1.11. “Mastercard Binding Corporate Rules” means the Mastercard Binding Corporate Rules as approved by the EEA data protection authorities and available at https://www.mastercard.us/content/dam/mccom/global/documents/mastercard-bcrs.pdf.
1.12. “Mastercard Group” means Mastercard and its Affiliates.
1.13. “Personal Data” means any information relating to an identified or identifiable natural person.

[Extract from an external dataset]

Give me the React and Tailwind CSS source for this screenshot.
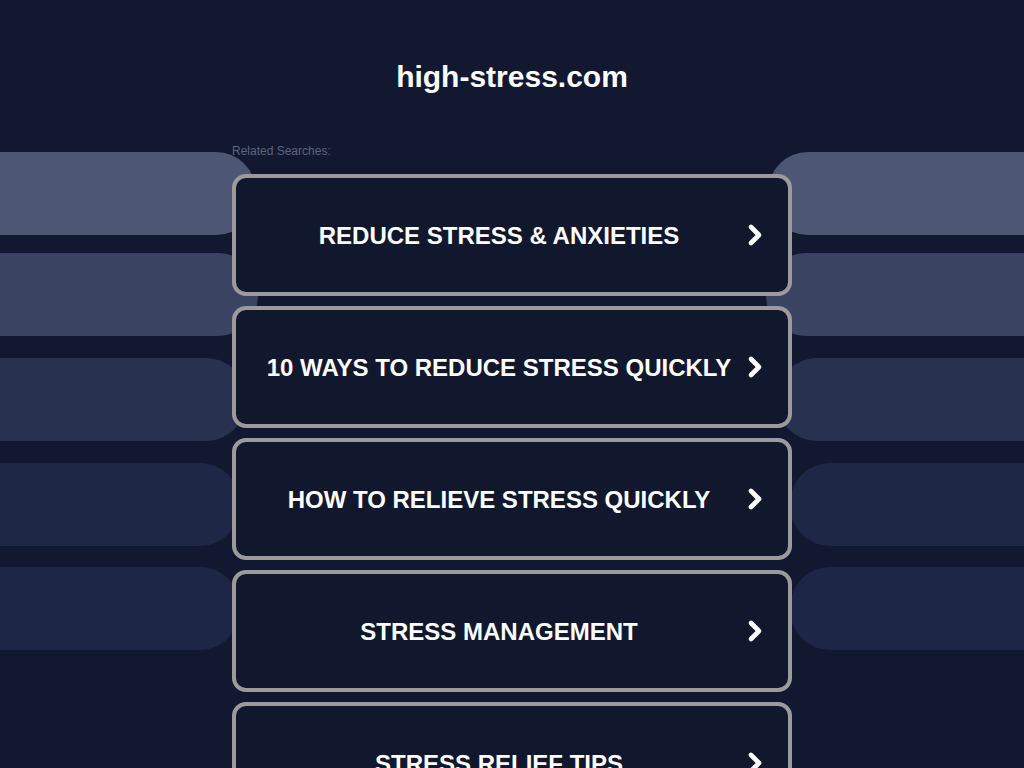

An identifiable natural person is one who can be identified, directly, or indirectly, in particular by reference to an identifier such as a name, an identification number, location data, an online identifier, or to one or more factors specific to the physical, physiological, genetic, mental, economic, cultural, or social identity of that natural person.
1.14. “Processing of Personal Data” (or “Processing/Process”) means any operation or set of operations which is performed on Personal Data or on sets of Personal Data, whether or not by automated means, such as collection, recording, organization, structuring, storage, adaptation or alteration, retrieval, consultation, use, disclosure by transmission, dissemination or otherwise making available, alignment or combination, restriction, erasure or destruction.
1.15. “Purchase Order” means in the case of a Reseller Subscription, a purchase order, invoice, quote, agreement or other documentation between Subscriber and Reseller setting forth the Hosted Services and Subscription Quantities purchased by Subscriber from Reseller, the Territory within which Subscriber may use the Hosted Services and the fees to be paid by Subscriber for the Hosted Services.
1.16. “Report” means any output resulting from the Hosted Services data which is available online for viewing via the Hosted Services and downloadable, including in electronic format such as .pdf.
1.17. “Subscription Quantity” means (i) in the case of a Reseller Subscription, the quantity of subscriptions purchased as described in a Purchase Order; (ii) in the case of a Direct Enrollment Subscription, the quantity of subscriptions purchased as described in the Enrollment Form; and (iii) in the case of a Free Trial or Other Direct Subscription, the quantity of subscriptions that Mastercard or its Affiliates make available to Subscriber.
1.18. “Term” means (i) in the case of a Reseller Subscription, the term applicable to any Hosted Service as set forth in the applicable Purchase Order; (ii) in the case of a Direct Enrollment Subscription, the Initial Term together with any Renewal Term, as described in Section 2.1.3; and (iii) in the case of a Free Trial or Other Direct Subscription, the length of the Free Trial or Other Direct Subscription, as determined by Mastercard, in its sole discretion.
1.19. “Territory” means, unless otherwise specifically provided for in writing by Mastercard, the jurisdiction where the principal place of business of Subscriber is located.
1.20. “User” means an individual who is authorized by Subscriber to use the Hosted Services, for whom subscriptions to the Hosted Services have been purchased, and who have been supplied user identifications and passwords by Subscriber (or by Mastercard or its Affiliates, at Subscriber's request). Users may include but are not limited to employees, consultants, contractors and agents of Subscriber. Without limiting the foregoing, Users may also include Vendors authorized by Subscriber and permitted to access the Hosted Services to view Reports on a limited basis via an invitation-only process managed by Mastercard or its Affiliates for the purposes of understanding such Vendor’s own cybersecurity risk profile in order to mitigate Subscriber’s cybersecurity risk management concerns in relation to such Vendor.
1.21. “Vendor” means a third-party technology provider or service provider Subscriber monitors or intends to monitor via the Hosted Services.